▶ _DIRECTIONS FOR THIS TASK_
Quote the data below in full, minus the images.

▶ _SUPPLIED DATA_

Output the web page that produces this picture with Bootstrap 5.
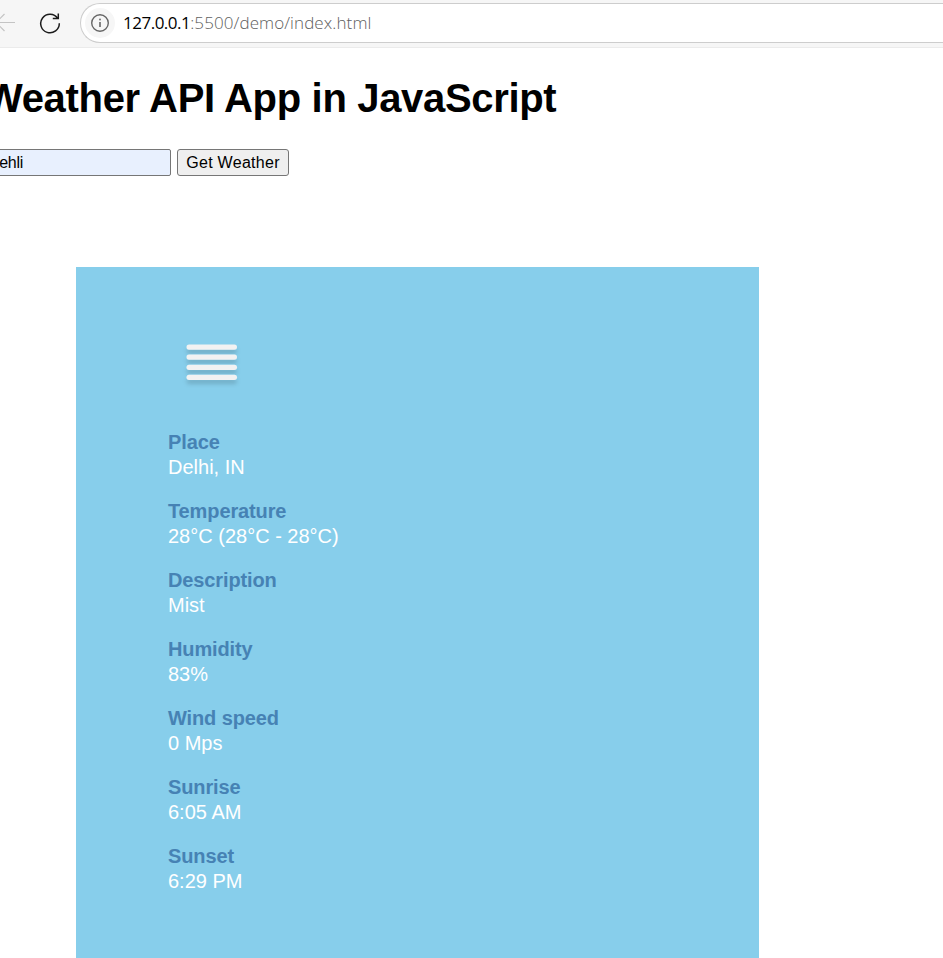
<!DOCTYPE html>
<html lang="en">
<head>
<meta charset="utf-8">
<meta name="viewport" content="width=device-width, initial-scale=1">
<title>Weather API App in JavaScript</title>
<link rel="stylesheet" href="https://cdn.jsdelivr.net/npm/bootstrap@5.3.0/dist/css/bootstrap.min.css">
<style>
body{font-family:"Liberation Sans",Arial,sans-serif;color:#000;background:#fff;height:958px;overflow:hidden}
.toolbar{height:48px;background:#f6f6f6;border-bottom:1px solid #ebebeb;padding-top:3px}
.back-icon{width:15px;margin-right:24px}
.reload-icon{margin-right:19px}
.address{height:40px;border:1px solid #cdcdcd;border-right:0;border-radius:20px 0 0 20px;background:#fff;padding-left:4px}
.info-dot{width:30px;height:30px;background:#f6f6f6}
.url{font:300 17px "Open Sans","Noto Sans",sans-serif;color:#606060;margin-left:8px;letter-spacing:.09px;line-height:38px}
.url b{font-weight:400;color:#000;letter-spacing:-.5px}
.title{font-size:40px;font-weight:700;line-height:46px;margin:27px 0 28px -15px;letter-spacing:-.33px}
.city{width:191px;height:27px;margin-left:-20px;padding:0 3px 0 7px;border:1px solid #767676;border-radius:2px;background:#e8f0fe;font-size:16px;line-height:24px;color:#000;letter-spacing:-.3px}
.get-btn{width:112px;height:27px;margin-left:6px;padding:0;border:1px solid #767676;border-radius:3px;background:#efefef;font-size:16px;line-height:24px;color:#000;letter-spacing:.28px}
.weather{width:683px;height:691px;margin:91px 0 0 76px;padding:66px 92px 0;background:#87ceeb;font-size:20px;line-height:25px}
.mist{margin:0 0 37px 8px}
.weather dt{color:#4682b4;letter-spacing:-.12px}
.weather dd{color:#fff;margin-bottom:19px}
</style>
<script src="https://cdn.jsdelivr.net/npm/bootstrap@5.3.0/dist/js/bootstrap.bundle.min.js"></script>
</head>
<body>
<header class="toolbar d-flex align-items-start">
<svg class="back-icon flex-shrink-0 mt-2" height="22" viewBox="0 0 15 22" fill="none" stroke="#c4c4c4" stroke-width="1.2"><path d="M15 11.5H-2M4.500 3L-4 11.500L4.500 20"/></svg>
<svg class="reload-icon flex-shrink-0 mt-2" width="22" height="24" viewBox="0 0 22 24" fill="none" stroke="#1b1b1b" stroke-width="1.5"><path d="M18.700 7.300A9.300 9.300 0 1 0 20.300 12.300M19.300 2.500V7.500H13.800"/></svg>
<div class="address flex-grow-1 d-flex align-items-center">
<span class="info-dot rounded-circle d-flex align-items-center justify-content-center"><svg width="20" height="20" viewBox="0 0 20 20" fill="none" stroke="#666" stroke-width="1.4"><circle cx="10" cy="10" r="8.300"/><path d="M10 9V14" stroke-width="1.600"/><circle cx="10" cy="6.500" r=".9" fill="#666" stroke="none"/></svg></span>
<span class="url text-nowrap"><b>127.0.0.1</b>:5500/demo/index.html</span>
</div>
</header>
<main>
<h1 class="title text-nowrap">Weather API App in JavaScript</h1>
<div class="d-flex">
<input class="city" type="text" value="Dehli" aria-label="City">
<button class="get-btn" type="button">Get Weather</button>
</div>
<section class="weather">
<svg class="mist d-block" width="70" height="60" viewBox="0 0 70 60">
<defs><filter id="shade" x="-20%" y="-20%" width="140%" height="160%"><feDropShadow dx="0" dy="4" stdDeviation="2.200" flood-color="#000" flood-opacity=".16"/></filter></defs>
<g fill="#f2f2f2" filter="url(#shade)"><rect x="10.500" y="11.500" width="50.500" height="5.200" rx="2.600"/><rect x="10.500" y="21.500" width="50.500" height="5.200" rx="2.600"/><rect x="10.500" y="31.700" width="50.500" height="5.200" rx="2.600"/><rect x="10.500" y="41.700" width="50.500" height="5.200" rx="2.600"/></g>
</svg>
<dl class="mb-0">
<dt>Place</dt><dd>Delhi, IN</dd>
<dt>Temperature</dt><dd>28°C (28°C - 28°C)</dd>
<dt>Description</dt><dd>Mist</dd>
<dt>Humidity</dt><dd>83%</dd>
<dt>Wind speed</dt><dd>0 Mps</dd>
<dt>Sunrise</dt><dd>6:05 AM</dd>
<dt>Sunset</dt><dd>6:29 PM</dd>
</dl>
</section>
</main>
</body>
</html>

▶ _COMPLETED EXERCISE_
Output the web page that produces this picture with Bootstrap 5.
<!DOCTYPE html>
<html lang="en">
<head>
<meta charset="utf-8">
<meta name="viewport" content="width=device-width, initial-scale=1">
<title>Weather API App in JavaScript</title>
<link rel="stylesheet" href="https://cdn.jsdelivr.net/npm/bootstrap@5.3.0/dist/css/bootstrap.min.css">
<style>
body{font-family:"Liberation Sans",Arial,sans-serif;color:#000;background:#fff;height:958px;overflow:hidden}
.toolbar{height:48px;background:#f6f6f6;border-bottom:1px solid #ebebeb;padding-top:3px}
.back-icon{width:15px;margin-right:24px}
.reload-icon{margin-right:19px}
.address{height:40px;border:1px solid #cdcdcd;border-right:0;border-radius:20px 0 0 20px;background:#fff;padding-left:4px}
.info-dot{width:30px;height:30px;background:#f6f6f6}
.url{font:300 17px "Open Sans","Noto Sans",sans-serif;color:#606060;margin-left:8px;letter-spacing:.09px;line-height:38px}
.url b{font-weight:400;color:#000;letter-spacing:-.5px}
.title{font-size:40px;font-weight:700;line-height:46px;margin:27px 0 28px -15px;letter-spacing:-.33px}
.city{width:191px;height:27px;margin-left:-20px;padding:0 3px 0 7px;border:1px solid #767676;border-radius:2px;background:#e8f0fe;font-size:16px;line-height:24px;color:#000;letter-spacing:-.3px}
.get-btn{width:112px;height:27px;margin-left:6px;padding:0;border:1px solid #767676;border-radius:3px;background:#efefef;font-size:16px;line-height:24px;color:#000;letter-spacing:.28px}
.weather{width:683px;height:691px;margin:91px 0 0 76px;padding:66px 92px 0;background:#87ceeb;font-size:20px;line-height:25px}
.mist{margin:0 0 37px 8px}
.weather dt{color:#4682b4;letter-spacing:-.12px}
.weather dd{color:#fff;margin-bottom:19px}
</style>
<script src="https://cdn.jsdelivr.net/npm/bootstrap@5.3.0/dist/js/bootstrap.bundle.min.js"></script>
</head>
<body>
<header class="toolbar d-flex align-items-start">
<svg class="back-icon flex-shrink-0 mt-2" height="22" viewBox="0 0 15 22" fill="none" stroke="#c4c4c4" stroke-width="1.2"><path d="M15 11.5H-2M4.500 3L-4 11.500L4.500 20"/></svg>
<svg class="reload-icon flex-shrink-0 mt-2" width="22" height="24" viewBox="0 0 22 24" fill="none" stroke="#1b1b1b" stroke-width="1.5"><path d="M18.700 7.300A9.300 9.300 0 1 0 20.300 12.300M19.300 2.500V7.500H13.800"/></svg>
<div class="address flex-grow-1 d-flex align-items-center">
<span class="info-dot rounded-circle d-flex align-items-center justify-content-center"><svg width="20" height="20" viewBox="0 0 20 20" fill="none" stroke="#666" stroke-width="1.4"><circle cx="10" cy="10" r="8.300"/><path d="M10 9V14" stroke-width="1.600"/><circle cx="10" cy="6.500" r=".9" fill="#666" stroke="none"/></svg></span>
<span class="url text-nowrap"><b>127.0.0.1</b>:5500/demo/index.html</span>
</div>
</header>
<main>
<h1 class="title text-nowrap">Weather API App in JavaScript</h1>
<div class="d-flex">
<input class="city" type="text" value="Dehli" aria-label="City">
<button class="get-btn" type="button">Get Weather</button>
</div>
<section class="weather">
<svg class="mist d-block" width="70" height="60" viewBox="0 0 70 60">
<defs><filter id="shade" x="-20%" y="-20%" width="140%" height="160%"><feDropShadow dx="0" dy="4" stdDeviation="2.200" flood-color="#000" flood-opacity=".16"/></filter></defs>
<g fill="#f2f2f2" filter="url(#shade)"><rect x="10.500" y="11.500" width="50.500" height="5.200" rx="2.600"/><rect x="10.500" y="21.500" width="50.500" height="5.200" rx="2.600"/><rect x="10.500" y="31.700" width="50.500" height="5.200" rx="2.600"/><rect x="10.500" y="41.700" width="50.500" height="5.200" rx="2.600"/></g>
</svg>
<dl class="mb-0">
<dt>Place</dt><dd>Delhi, IN</dd>
<dt>Temperature</dt><dd>28°C (28°C - 28°C)</dd>
<dt>Description</dt><dd>Mist</dd>
<dt>Humidity</dt><dd>83%</dd>
<dt>Wind speed</dt><dd>0 Mps</dd>
<dt>Sunrise</dt><dd>6:05 AM</dd>
<dt>Sunset</dt><dd>6:29 PM</dd>
</dl>
</section>
</main>
</body>
</html>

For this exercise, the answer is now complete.